Q2: How does the unit system affect the calculation?
A2: The calculator handles unit conversions internally. Select your preferred input system (Imperial or Metric) and ensure your WFS and diameter inputs match. The final results will be provided in both lb/hr and kg/hr for convenience.

Q3: Why is Arc Time Percentage important?
A3: It accounts for real-world welding inefficiencies. If the arc is only on 30% of the time, your actual metal deposition is only 30% of what the WFS *could* theoretically achieve if melted continuously.

Q4: Can I use this calculator for Stick (SMAW) welding?
A4: No, this calculator is primarily designed for wire-fed processes like MIG (GMAW) and Flux-Cored (FCAW) where Wire Feed Speed is a primary parameter. SMAW deposition is calculated differently, based on electrode consumption rate.

Q5: What if I don't know the exact density of my wire?
A5: Use the closest material approximation from the dropdown list. For critical applications, consult the wire manufacturer's datasheet for precise density information. Entering a custom value ensures accuracy if known.

Q6: Does spatter affect deposition rate?
A6: Yes. Excessive spatter means filler metal is being lost as molten droplets that don't reach the weld pool, effectively reducing the deposition efficiency and thus the usable deposition rate.
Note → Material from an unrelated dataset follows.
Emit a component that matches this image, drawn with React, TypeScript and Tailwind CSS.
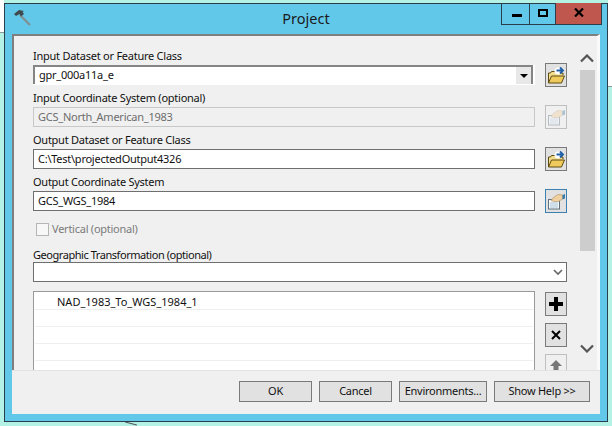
import type { ReactNode } from 'react'

function FolderIcon() {
  return (
    <svg width="17" height="18" viewBox="0 0 17 18">
      <path d="M.5 17V7h2l1-1.500h3.500l1 1.500h7v2" fill="#f3dc8c" stroke="#5e4c12" strokeWidth="1" />
      <path d="M.5 17 3.500 10H16.500l-3 7Z" fill="#efca5c" stroke="#5e4c12" strokeWidth="1" />
      <circle cx="10" cy="5" r="3.500" fill="#fff" />
      <path d="M8.500 4.500h6M12 1.500l3 3-3 3" fill="none" stroke="#1f5fa8" strokeWidth="1.800" />
    </svg>
  )
}

function HandIcon({ faded = false }: { faded?: boolean }) {
  return (
    <svg width="18" height="18" viewBox="0 0 18 18" className={faded ? 'opacity-40' : ''}>
      <rect x="1.500" y="7.500" width="11" height="9.500" fill="#f4f8fb" stroke="#5f6f7c" />
      <path d="M3 11h8M3 13h8M3 15h8" stroke="#a9c3d8" />
      <path d="M4 8.500 7 5l4-2.500 4.500.5V7l-4 2.500H7Z" fill="#f0cfa0" stroke="#b08f5c" strokeWidth="0.600" />
      <path d="M15.500 3 18 2v4.500l-2.500 1Z" fill="#3b7ca8" />
    </svg>
  )
}

function IconButton({ children, tone = 'normal' }: { children: ReactNode; tone?: 'normal' | 'focus' | 'off' }) {
  const border = tone === 'focus' ? 'border-[#3c7fb1]' : tone === 'off' ? 'border-[#bfbfbf]' : 'border-[#7a7a7a]'
  const fill = tone === 'off' ? 'bg-[#f0f0f0]' : 'bg-[#e1e1e1]'
  return (
    <div className={`flex h-[24px] w-[22px] shrink-0 items-center justify-center border ${border} ${fill}`}>
      {children}
    </div>
  )
}

function Field({ label, value, disabled, combo, children }: {
  label: string
  value: string
  disabled?: boolean
  combo?: boolean
  children: ReactNode
}) {
  return (
    <div className="flex flex-col">
      <div className="h-[15px] text-[11px] leading-[15px] text-[#111]">{label}</div>
      <div className="flex h-[24px] items-center gap-[10px]">
        <div className={`h-[20px] w-[502px] shrink-0 bg-white ${combo ? 'pb-[1px] pr-[2px]' : ''}`}>
          <div
            className={`flex h-full items-center justify-between border pl-[4px] text-[11px] ${
              disabled
                ? 'border-[#c8c8c8] bg-[#f0f0f0] text-[#6d6d6d]'
                : combo
                  ? 'border-x-2 border-b-0 border-t-2 border-[#858585] pl-[3px] text-[#111]'
                  : 'border-[#6f6f6f] bg-white text-[#111]'
            }`}
          >
            <span>{value}</span>
            {combo && (
              <span className="flex h-full w-[15px] items-center justify-center bg-[#e8e8e8]">
                <span className="h-0 w-0 border-x-[4px] border-t-[4px] border-x-transparent border-t-black" />
              </span>
            )}
          </div>
        </div>
        {children}
      </div>
    </div>
  )
}

export default function App() {
  return (
    <div className='relative h-[426px] w-[612px] overflow-hidden bg-[#b5f2e6] px-[4px] pt-[3px] font-["Noto_Sans","Open_Sans",sans-serif] tracking-[-0.25px]'>
      {/* desktop behind the dialog */}
      <div className="absolute left-0 top-0 h-[33px] w-[4px] border-b border-[#8a9a98] bg-white" />
      <div className="absolute right-0 top-0 h-[87px] w-[4px] border-b border-[#8a9a98] bg-white" />
      <div className="absolute left-[125px] top-[423px] h-[1px] w-[12px] rotate-[15deg] bg-[#555]" />

      <div className="relative flex h-[419px] w-[604px] flex-col border border-[#2a3f4b] bg-[#62c8ea] px-[7px] pb-[7px]">
        <div className="relative flex h-[30px] shrink-0 items-center justify-center text-[14.500px] tracking-normal text-[#1a1a1a]">
          <svg width="17" height="17" viewBox="0 0 17 17" className="absolute left-[2px] top-[5px]">
            <path d="M6 6 16 16" stroke="#808e92" strokeWidth="2.200" />
            <path d="M0 5 5 1l5 1-1.500 1 1.500 2-3 2.500L5.500 5 2 7Z" fill="#3e4a4e" />
          </svg>
          <span>Project</span>
          <div className="absolute right-[-2px] top-[-1px] flex h-[22px] border border-t-0 border-[#2a3f4b]">
            <div className="flex w-[27px] items-end justify-center pb-[7px] pl-[2px]">
              <span className="h-[3px] w-[10px] bg-black" />
            </div>
            <div className="flex w-[26px] items-center justify-center border-l border-[#2a3f4b]">
              <span className="mb-[2px] h-[8px] w-[10px] border-2 border-black" />
            </div>
            <div className="flex w-[46px] items-center justify-center border-l border-[#2a3f4b] bg-[#c0574f]">
              <svg width="10" height="9" viewBox="0 0 10 9" className="mb-[2px]">
                <path d="M1 .5 9 8.500M9 .5 1 8.500" stroke="#000" strokeWidth="2.200" />
              </svg>
            </div>
          </div>
        </div>

        <div className="relative flex min-h-0 flex-1 flex-col bg-[#f0f0f0]">
          <div className="flex min-h-0 flex-1 overflow-hidden border-l-2 border-r-[3px] border-t-2 border-[#7f7f7f] border-r-[#fafafa]">
            <div className="flex w-[553px] shrink-0 flex-col pl-[19px] pt-[12px]">
              <div className="flex flex-col gap-[3px]">
                <Field label="Input Dataset or Feature Class" value="gpr_000a11a_e" combo>
                  <IconButton><FolderIcon /></IconButton>
                </Field>
                <Field label="Input Coordinate System (optional)" value="GCS_North_American_1983" disabled>
                  <IconButton tone="off"><HandIcon faded /></IconButton>
                </Field>
                <Field label="Output Dataset or Feature Class" value="C:\Test\projectedOutput4326">
                  <IconButton><FolderIcon /></IconButton>
                </Field>
                <Field label="Output Coordinate System" value="GCS_WGS_1984">
                  <IconButton tone="focus"><HandIcon /></IconButton>
                </Field>
              </div>
              <div className="ml-[3px] mt-[10px] flex h-[13px] shrink-0 items-center gap-[3px] text-[11px] text-[#7b7b7b]">
                <span className="h-[13px] w-[13px] border border-[#b5b5b5] bg-[#f7f7f7]" />
                Vertical (optional)
              </div>
              <div className="mt-[12px] h-[14px] shrink-0 text-[11px] leading-[14px] tracking-[-0.45px] text-[#111]">Geographic Transformation (optional)</div>
              <div className="flex h-[20px] w-[534px] shrink-0 items-center justify-end border border-[#6f6f6f] bg-white pr-[3px]">
                <svg width="10" height="7" viewBox="0 0 10 7">
                  <path d="M1 1 5 5 9 1" fill="none" stroke="#666" strokeWidth="1.600" />
                </svg>
              </div>
              <div className="mt-[9px] flex shrink-0 gap-[10px]">
                <div className="h-[90px] w-[502px] border border-b-0 border-[#999] bg-white px-[1px] text-[11px] tracking-normal text-[#111]">
                  <div className="h-[18px] border-b border-[#eee] pl-[22px] leading-[20px]">NAD_1983_To_WGS_1984_1</div>
                  {[0, 1, 2].map(i => (
                    <div key={i} className="h-[17px] border-b border-[#eee]" />
                  ))}
                </div>
                <div className="mt-[1px] flex flex-col gap-[7px]">
                  <IconButton>
                    <svg width="16" height="16" viewBox="0 0 16 16"><path d="M8 1v14M1 8h14" stroke="#000" strokeWidth="4" /></svg>
                  </IconButton>
                  <IconButton>
                    <svg width="12" height="12" viewBox="0 0 12 12"><path d="M2 2 10 10M10 2 2 10" stroke="#000" strokeWidth="2" /></svg>
                  </IconButton>
                  <IconButton tone="off">
                    <svg width="14" height="14" viewBox="0 0 14 14"><path d="M7 1 13 7H9.500V14H4.500V7H1Z" fill="#777" /></svg>
                  </IconButton>
                </div>
              </div>
            </div>
            <div className="ml-[12px] flex w-[16px] shrink-0 flex-col items-center pt-[18px]">
              <svg width="14" height="9" viewBox="0 0 14 9"><path d="M1 7.500 7 1.500l6 6" fill="none" stroke="#555" strokeWidth="2.200" /></svg>
              <div className="mt-[7px] h-[181px] w-[15px] shrink-0 bg-[#cdcdcd]" />
              <svg width="14" height="9" viewBox="0 0 14 9" className="mt-[93px] shrink-0"><path d="M1 1.500 7 7.500l6-6" fill="none" stroke="#555" strokeWidth="2.200" /></svg>
            </div>
          </div>
          <div className="flex h-[44px] shrink-0 items-start justify-end gap-[7px] border-t border-[#e3e3e3] pr-[10px] pt-[10px] text-[11px] text-[#111]">
            <div className="flex h-[21px] w-[73px] items-center justify-center border border-[#7a7a7a] bg-[#e1e1e1]">OK</div>
            <div className="flex h-[21px] w-[73px] items-center justify-center border border-[#7a7a7a] bg-[#e1e1e1]">Cancel</div>
            <div className="flex h-[21px] w-[88px] items-center justify-center border border-[#7a7a7a] bg-[#e1e1e1]">Environments...</div>
            <div className="flex h-[21px] w-[96px] items-center justify-center border border-[#7a7a7a] bg-[#e1e1e1]">Show Help &gt;&gt;</div>
          </div>
        </div>
      </div>
    </div>
  )
}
Q7: How can I increase my deposition rate?
A7: Consider increasing WFS (within machine/material limits), using a larger wire diameter (if appropriate for the joint), optimizing arc time by reducing travel and setup time, and potentially switching to a higher-deposition process like FCAW or SAW if feasible.

Q8: What's the difference between deposition rate and WFS?
A8: WFS is the speed the wire is fed by the machine (e.g., ipm). Deposition rate is the actual weight of metal transferred to the weld per unit time (e.g., lb/hr), which is influenced by WFS, wire diameter, density, and arc time.